**Your goal:** For every line in the data below that contains "page", copy the line.

[BEGIN]

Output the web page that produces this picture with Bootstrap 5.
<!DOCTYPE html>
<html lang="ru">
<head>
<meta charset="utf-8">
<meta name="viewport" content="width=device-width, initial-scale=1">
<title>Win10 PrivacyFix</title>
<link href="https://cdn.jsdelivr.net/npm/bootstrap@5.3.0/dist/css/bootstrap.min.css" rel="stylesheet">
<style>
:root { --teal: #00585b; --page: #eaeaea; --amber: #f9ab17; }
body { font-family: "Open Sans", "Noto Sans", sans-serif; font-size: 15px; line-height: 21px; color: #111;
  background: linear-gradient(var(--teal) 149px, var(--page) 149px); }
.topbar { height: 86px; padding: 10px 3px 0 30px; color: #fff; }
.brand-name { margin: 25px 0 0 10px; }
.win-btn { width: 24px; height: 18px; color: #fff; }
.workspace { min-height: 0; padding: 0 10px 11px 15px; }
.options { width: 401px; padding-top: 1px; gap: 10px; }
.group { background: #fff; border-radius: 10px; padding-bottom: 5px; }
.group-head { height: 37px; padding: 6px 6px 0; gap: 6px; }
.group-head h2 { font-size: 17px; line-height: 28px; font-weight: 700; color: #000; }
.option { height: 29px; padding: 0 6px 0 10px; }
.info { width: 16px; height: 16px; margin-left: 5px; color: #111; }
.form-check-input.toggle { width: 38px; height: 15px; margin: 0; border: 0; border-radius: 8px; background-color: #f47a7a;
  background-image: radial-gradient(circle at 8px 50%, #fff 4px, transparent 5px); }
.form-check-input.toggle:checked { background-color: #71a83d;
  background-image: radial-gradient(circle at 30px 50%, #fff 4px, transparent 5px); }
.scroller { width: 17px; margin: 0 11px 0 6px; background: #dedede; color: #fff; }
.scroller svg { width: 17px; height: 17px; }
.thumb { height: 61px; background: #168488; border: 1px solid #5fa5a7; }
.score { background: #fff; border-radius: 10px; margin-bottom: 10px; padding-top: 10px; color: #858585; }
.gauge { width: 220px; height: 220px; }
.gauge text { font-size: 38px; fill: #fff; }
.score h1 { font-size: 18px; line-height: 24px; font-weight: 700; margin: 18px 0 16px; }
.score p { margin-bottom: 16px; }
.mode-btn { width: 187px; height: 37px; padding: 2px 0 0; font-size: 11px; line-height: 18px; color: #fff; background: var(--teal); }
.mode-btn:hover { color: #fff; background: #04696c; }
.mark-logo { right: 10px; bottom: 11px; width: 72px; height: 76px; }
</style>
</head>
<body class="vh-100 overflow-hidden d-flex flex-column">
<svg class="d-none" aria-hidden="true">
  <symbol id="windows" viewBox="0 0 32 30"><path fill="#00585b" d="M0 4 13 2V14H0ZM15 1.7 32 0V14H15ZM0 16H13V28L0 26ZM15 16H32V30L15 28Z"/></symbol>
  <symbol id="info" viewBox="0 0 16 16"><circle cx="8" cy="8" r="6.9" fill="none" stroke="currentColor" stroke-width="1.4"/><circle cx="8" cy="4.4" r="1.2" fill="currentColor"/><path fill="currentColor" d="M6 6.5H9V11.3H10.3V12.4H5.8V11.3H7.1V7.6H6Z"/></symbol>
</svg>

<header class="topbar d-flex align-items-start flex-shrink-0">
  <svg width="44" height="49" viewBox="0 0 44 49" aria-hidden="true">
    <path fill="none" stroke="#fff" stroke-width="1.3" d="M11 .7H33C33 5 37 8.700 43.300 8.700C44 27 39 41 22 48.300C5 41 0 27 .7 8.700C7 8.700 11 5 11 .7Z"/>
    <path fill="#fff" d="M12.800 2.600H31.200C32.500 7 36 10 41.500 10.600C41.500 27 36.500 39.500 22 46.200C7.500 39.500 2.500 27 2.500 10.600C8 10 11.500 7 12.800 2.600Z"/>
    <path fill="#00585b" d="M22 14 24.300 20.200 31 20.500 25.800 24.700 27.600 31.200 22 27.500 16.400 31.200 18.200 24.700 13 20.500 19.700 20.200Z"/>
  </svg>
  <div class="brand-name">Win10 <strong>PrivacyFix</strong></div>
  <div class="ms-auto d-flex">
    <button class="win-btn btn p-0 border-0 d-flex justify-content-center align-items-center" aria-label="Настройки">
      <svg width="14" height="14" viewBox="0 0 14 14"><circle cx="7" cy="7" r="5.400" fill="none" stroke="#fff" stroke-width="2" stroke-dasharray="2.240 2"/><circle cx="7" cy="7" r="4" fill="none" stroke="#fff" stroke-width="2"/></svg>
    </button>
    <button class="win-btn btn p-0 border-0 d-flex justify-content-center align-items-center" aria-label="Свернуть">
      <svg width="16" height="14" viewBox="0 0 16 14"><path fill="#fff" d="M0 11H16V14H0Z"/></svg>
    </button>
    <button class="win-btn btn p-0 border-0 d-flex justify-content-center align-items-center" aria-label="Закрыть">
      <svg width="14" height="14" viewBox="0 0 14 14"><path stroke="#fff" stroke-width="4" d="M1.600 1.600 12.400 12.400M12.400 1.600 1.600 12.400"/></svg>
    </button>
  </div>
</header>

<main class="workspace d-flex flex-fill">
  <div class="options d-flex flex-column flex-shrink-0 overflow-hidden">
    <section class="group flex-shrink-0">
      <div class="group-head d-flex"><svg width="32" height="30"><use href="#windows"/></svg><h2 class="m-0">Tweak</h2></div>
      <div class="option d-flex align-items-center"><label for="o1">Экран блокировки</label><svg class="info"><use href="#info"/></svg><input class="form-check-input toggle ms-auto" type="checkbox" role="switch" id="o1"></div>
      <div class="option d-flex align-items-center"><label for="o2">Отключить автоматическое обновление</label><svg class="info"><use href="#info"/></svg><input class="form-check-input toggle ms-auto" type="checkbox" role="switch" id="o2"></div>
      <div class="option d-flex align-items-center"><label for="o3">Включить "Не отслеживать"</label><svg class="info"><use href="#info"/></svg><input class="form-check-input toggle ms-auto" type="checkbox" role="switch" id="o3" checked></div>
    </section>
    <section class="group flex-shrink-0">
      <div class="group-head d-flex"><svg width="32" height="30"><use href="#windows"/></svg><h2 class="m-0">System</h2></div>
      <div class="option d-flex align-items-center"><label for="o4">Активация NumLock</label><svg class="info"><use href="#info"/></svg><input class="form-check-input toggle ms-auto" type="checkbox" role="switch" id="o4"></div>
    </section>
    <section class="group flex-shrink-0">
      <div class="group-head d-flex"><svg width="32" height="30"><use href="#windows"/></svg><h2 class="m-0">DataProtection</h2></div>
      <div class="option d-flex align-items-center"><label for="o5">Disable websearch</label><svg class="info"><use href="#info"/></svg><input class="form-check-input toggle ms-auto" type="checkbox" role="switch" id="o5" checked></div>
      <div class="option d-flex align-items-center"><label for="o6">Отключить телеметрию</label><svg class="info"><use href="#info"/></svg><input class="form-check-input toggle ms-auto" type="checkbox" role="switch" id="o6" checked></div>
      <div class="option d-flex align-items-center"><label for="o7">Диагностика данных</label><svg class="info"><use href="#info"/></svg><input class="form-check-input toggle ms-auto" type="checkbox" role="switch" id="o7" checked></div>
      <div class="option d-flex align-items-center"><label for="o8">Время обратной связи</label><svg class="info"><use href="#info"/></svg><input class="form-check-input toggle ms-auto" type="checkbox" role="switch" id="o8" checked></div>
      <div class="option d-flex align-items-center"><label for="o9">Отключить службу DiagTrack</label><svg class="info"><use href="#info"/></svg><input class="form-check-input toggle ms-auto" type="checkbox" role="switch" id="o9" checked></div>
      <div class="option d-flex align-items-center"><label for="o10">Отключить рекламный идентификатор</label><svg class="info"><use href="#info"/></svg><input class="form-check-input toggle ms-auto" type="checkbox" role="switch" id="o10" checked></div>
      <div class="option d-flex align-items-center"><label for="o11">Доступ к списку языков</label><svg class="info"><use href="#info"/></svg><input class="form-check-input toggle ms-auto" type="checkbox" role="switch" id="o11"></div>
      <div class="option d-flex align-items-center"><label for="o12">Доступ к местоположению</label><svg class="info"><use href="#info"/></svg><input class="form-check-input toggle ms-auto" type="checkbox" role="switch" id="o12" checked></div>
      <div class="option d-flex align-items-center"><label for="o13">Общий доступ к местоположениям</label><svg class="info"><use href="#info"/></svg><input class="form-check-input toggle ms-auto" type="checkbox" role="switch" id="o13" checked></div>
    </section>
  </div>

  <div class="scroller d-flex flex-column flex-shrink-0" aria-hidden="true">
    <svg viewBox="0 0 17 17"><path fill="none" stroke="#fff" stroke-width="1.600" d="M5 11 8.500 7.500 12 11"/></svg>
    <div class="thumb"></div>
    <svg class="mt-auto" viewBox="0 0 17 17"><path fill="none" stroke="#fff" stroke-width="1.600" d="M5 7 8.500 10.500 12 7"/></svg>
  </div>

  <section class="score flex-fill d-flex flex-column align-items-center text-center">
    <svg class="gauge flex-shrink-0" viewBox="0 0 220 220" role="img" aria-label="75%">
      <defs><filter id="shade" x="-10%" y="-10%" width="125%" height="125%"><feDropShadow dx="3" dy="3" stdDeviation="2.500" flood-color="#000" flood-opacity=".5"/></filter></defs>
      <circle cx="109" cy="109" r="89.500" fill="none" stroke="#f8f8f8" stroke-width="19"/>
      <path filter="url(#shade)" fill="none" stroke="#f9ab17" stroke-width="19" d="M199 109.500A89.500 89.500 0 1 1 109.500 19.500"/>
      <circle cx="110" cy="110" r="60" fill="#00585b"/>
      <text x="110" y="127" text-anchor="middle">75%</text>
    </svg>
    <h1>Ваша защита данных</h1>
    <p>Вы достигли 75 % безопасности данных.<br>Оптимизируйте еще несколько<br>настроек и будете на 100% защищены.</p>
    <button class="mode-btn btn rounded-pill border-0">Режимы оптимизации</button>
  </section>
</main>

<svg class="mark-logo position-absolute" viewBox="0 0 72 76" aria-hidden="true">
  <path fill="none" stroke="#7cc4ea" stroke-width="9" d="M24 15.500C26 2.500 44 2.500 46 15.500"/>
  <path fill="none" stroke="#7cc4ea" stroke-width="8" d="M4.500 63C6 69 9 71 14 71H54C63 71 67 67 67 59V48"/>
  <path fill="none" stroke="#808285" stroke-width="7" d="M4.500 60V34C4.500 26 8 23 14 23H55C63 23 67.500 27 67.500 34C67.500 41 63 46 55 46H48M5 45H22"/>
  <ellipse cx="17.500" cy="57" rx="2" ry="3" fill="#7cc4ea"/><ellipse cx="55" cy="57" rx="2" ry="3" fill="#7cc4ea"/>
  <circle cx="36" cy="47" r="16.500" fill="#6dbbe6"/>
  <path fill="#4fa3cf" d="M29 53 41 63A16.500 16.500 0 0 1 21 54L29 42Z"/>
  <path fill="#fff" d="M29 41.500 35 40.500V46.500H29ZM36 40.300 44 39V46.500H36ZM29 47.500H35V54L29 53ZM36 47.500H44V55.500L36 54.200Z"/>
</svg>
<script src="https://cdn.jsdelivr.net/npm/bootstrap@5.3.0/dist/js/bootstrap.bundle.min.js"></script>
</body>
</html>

[END]

**Reply to the task:**
Output the web page that produces this picture with Bootstrap 5.
:root { --teal: #00585b; --page: #eaeaea; --amber: #f9ab17; }
  background: linear-gradient(var(--teal) 149px, var(--page) 149px); }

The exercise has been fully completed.